On May 9, 2008, at 4:54, Henrik Schröder wrote:

Out of pure curiosity, have you benchmarked the difference between your single-connection client and a comparable multi-connection one with a connection pool?

I've done various small benchmarks and profiling, but I've not done massively large-scale testing. I don't have a lot of computer hardware to throw at a test cluster at the moment.

I've been planning on building some test plans against EC2, but other than availability zones, I don't have much control over the network, so it might be able to show me when something is bad, but I don't expect it to show me when something is good.

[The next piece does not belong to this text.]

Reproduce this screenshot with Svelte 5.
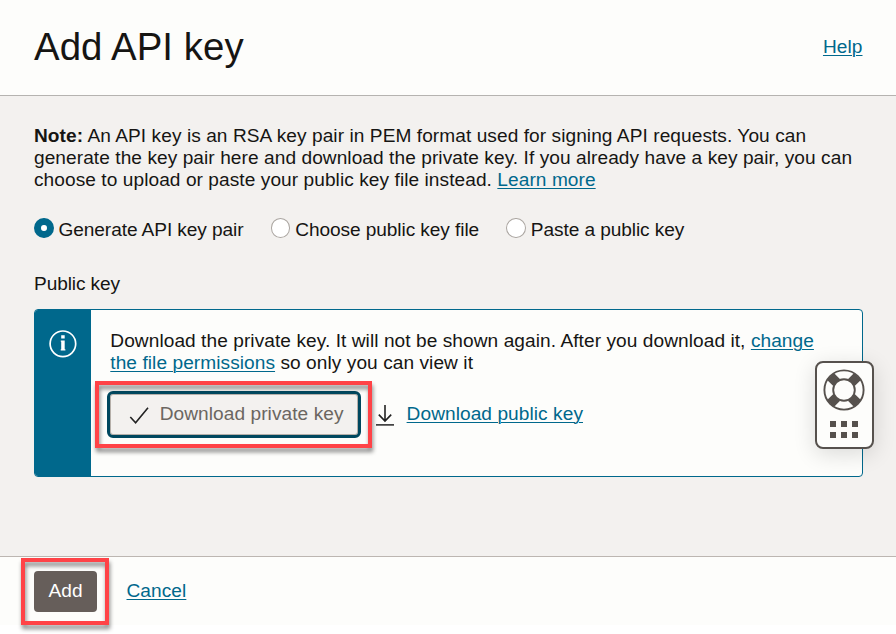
<script>
  const options = ['Generate API key pair', 'Choose public key file', 'Paste a public key'];
  let selected = $state(0);
  const dots = [0, 1, 2, 3, 4, 5];
</script>

<div class="panel">
  <header>
    <h1>Add API key</h1>
    <a href="#help">Help</a>
  </header>

  <main>
    <p class="note">
      <b>Note:</b> An API key is an RSA key pair in PEM format used for signing API requests. You can<br />
      generate the key pair here and download the private key. If you already have a key pair, you can<br />
      choose to upload or paste your public key file instead. <a href="#more">Learn more</a>
    </p>

    <div class="radios">
      {#each options as option, i}
        <label>
          <input type="radio" name="source" value={i} bind:group={selected} />
          <span>{option}</span>
        </label>
      {/each}
    </div>

    <div class="field">Public key</div>

    <section class="notice">
      <div class="stripe">
        <svg width="28" height="28" viewBox="0 0 28 28">
          <circle cx="13.9" cy="13.8" r="12.8" fill="none" stroke="#fff" stroke-width="1.7" />
          <path d="M12.2 5.2h3.5v3.2h-3.5zM11.8 10.4h3.9v8.8h.7v1.3h-4.7v-1.3h.5v-7.4h-.4z" fill="#fff" />
        </svg>
      </div>
      <div class="content">
        <p>
          Download the private key. It will not be shown again. After you download it, <a href="#permissions">change<br />
          the file permissions</a> so only you can view it
        </p>
        <div class="actions">
          <div class="mark private">
            <button class="download">
              <svg width="20" height="18" viewBox="0 0 20 18">
                <path d="M1.3 10 6.6 15.7 19 .8" fill="none" stroke="#222" stroke-width="1.6" />
              </svg>
              <span>Download private key</span>
            </button>
          </div>
          <svg class="arrow" width="18" height="22" viewBox="0 0 18 22">
            <path d="M9 0v16M2.8 9.6 9 16l6.2-6.4" fill="none" stroke="#222" stroke-width="1.6" />
            <path d="M0 19.8h18" stroke="#444" stroke-width="1.7" />
          </svg>
          <a href="#public">Download public key</a>
        </div>
      </div>
    </section>
  </main>

  <footer>
    <div class="mark submit"><button class="add">Add</button></div>
    <a href="#cancel">Cancel</a>
  </footer>

  <aside>
    <svg width="42" height="42" viewBox="0 0 42 42">
      <g fill="none" stroke="#56514d">
        <path d="M13.7 13.7 7.5 7.5M28.3 13.7l6.2-6.2M28.3 28.3l6.2 6.2M13.7 28.3l-6.2 6.2" stroke-width="9.6" />
        <circle cx="21" cy="21" r="19.6" stroke-width="1.9" />
        <circle cx="21" cy="21" r="10.8" fill="#fdfdfb" stroke-width="1.9" />
      </g>
    </svg>
    <div class="dots">
      {#each dots as dot (dot)}<i></i>{/each}
    </div>
  </aside>
</div>

<style>
  :global(body) { background: #fff; overflow: hidden; }
  .panel {
    position: relative; box-sizing: border-box; width: 896px; height: 634px;
    display: flex; flex-direction: column;
    font: 19.1px/22px "Liberation Sans", Arial, sans-serif; letter-spacing: .067px; color: #161513; background: #fff;
  }
  h1, p { margin: 0; font-weight: 400; }
  a { color: #00688c; text-decoration: underline; text-decoration-thickness: 1px; text-underline-offset: 2px; }
  header {
    box-sizing: border-box; height: 96px; flex: none; display: flex; align-items: center;
    justify-content: space-between; padding: 0 33.5px 1px 34px; border-bottom: 1px solid #b5b3b0; background: #fdfdfb;
  }
  h1 { font-size: 38.4px; line-height: 46px; letter-spacing: .05px; }
  main { box-sizing: border-box; height: 460px; flex: none; padding: 29px 33px 0 34px; background: #f3f1ef; }
  .note { white-space: nowrap; }
  .radios { display: flex; gap: 27.2px; margin-top: 28px; letter-spacing: -.085px; }
  label { display: flex; align-items: center; gap: 5px; height: 22px; white-space: nowrap; }
  input {
    appearance: none; box-sizing: border-box; flex: none; width: 19.5px; height: 20px; margin: -5px 0 0;
    border: 1px solid #aaa5a0; border-radius: 50%; background: #fff;
  }
  input:checked { border: 7px solid #00688c; }
  .field { margin-top: 32px; letter-spacing: -.1px; }
  .notice {
    box-sizing: border-box; display: flex; height: 168px; margin-top: 14px; overflow: hidden;
    border: 1px solid #00688c; border-radius: 4px; background: #fdfdfb;
  }
  .stripe { box-sizing: border-box; width: 56px; flex: none; padding: 20px 0 0 14px; background: #00688c; }
  .content { padding: 20px 0 0 19.3px; white-space: nowrap; }
  .actions { display: flex; align-items: flex-start; margin: 7px 0 0 -15.3px; }
  .mark { position: relative; box-sizing: border-box; }
  .mark::after {
    content: ""; position: absolute; inset: 0; border: 4px solid #ff4347;
    filter: drop-shadow(1px 4px 2px #0007); pointer-events: none;
  }
  .private { width: 277px; height: 67px; padding: 10px 12px; }
  button { font: inherit; letter-spacing: inherit; }
  .download {
    box-sizing: border-box; display: flex; align-items: center; width: 254px; height: 47px; padding: 0 0 2px 19px;
    border: 3px solid #00485f; border-radius: 6px; background: #f3f1ef; color: #6b6661;
    box-shadow: inset 0 0 0 1px #b5afa9;
  }
  .download svg { flex: none; margin: 4px 10.7px 0 0; }
  .arrow { margin: 24px 12.6px 0 4px; }
  .actions > a { margin-top: 22px; }
  footer { display: flex; height: 68px; flex: none; border-top: 1px solid #bcb6b1; background: #fdfdfb; }
  .submit { width: 88px; height: 67px; margin: 1px 17.5px 0 21px; padding: 13px; }
  .add { width: 63px; height: 41px; padding: 0 0 2px; border: 0; border-radius: 4px; background: #665e5a; color: #fff; }
  footer > a { margin-top: 23px; }
  aside {
    position: absolute; left: 815px; top: 361px; box-sizing: border-box; width: 59px; height: 88px;
    display: flex; flex-direction: column; align-items: center; padding: 6px 2px 0 0;
    border: 2px solid #56514d; border-radius: 8px; background: #fdfdfb; box-shadow: 0 5px 22px #00000024;
  }
  .dots { display: grid; grid-template-columns: repeat(3, 6px); gap: 5px; margin-top: 10px; }
  .dots i { width: 6px; height: 6px; background: #56514d; }
</style>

And have I understood it correctly that the reason your version is as fast as or faster than a multi-connection one because memcached in itself is single-threaded and will process requests in a serialized fashion anyway?


That was the initial idea, yeah. I had a branch a while back that would run over multiple connections, but I didn't notice much of a difference -- again within the hardware I had available at the time.

What I have seen is that the IO thread can saturate a CPU well before it saturates the network interface. There are a couple of reasons for this, the biggest being that decompression and deserialization are both processed as part of the IO thread. I'm hoping to find a good solution to this problem first (one that doesn't require me to reimplement HashMap anyway, although it may come down to that).

So the next thing is to fire up multiple IO threads. Some users do this already by just having more than one client instance. While this isn't a particularly terrible hack, I'm hoping that I can make something a bit more convenient here.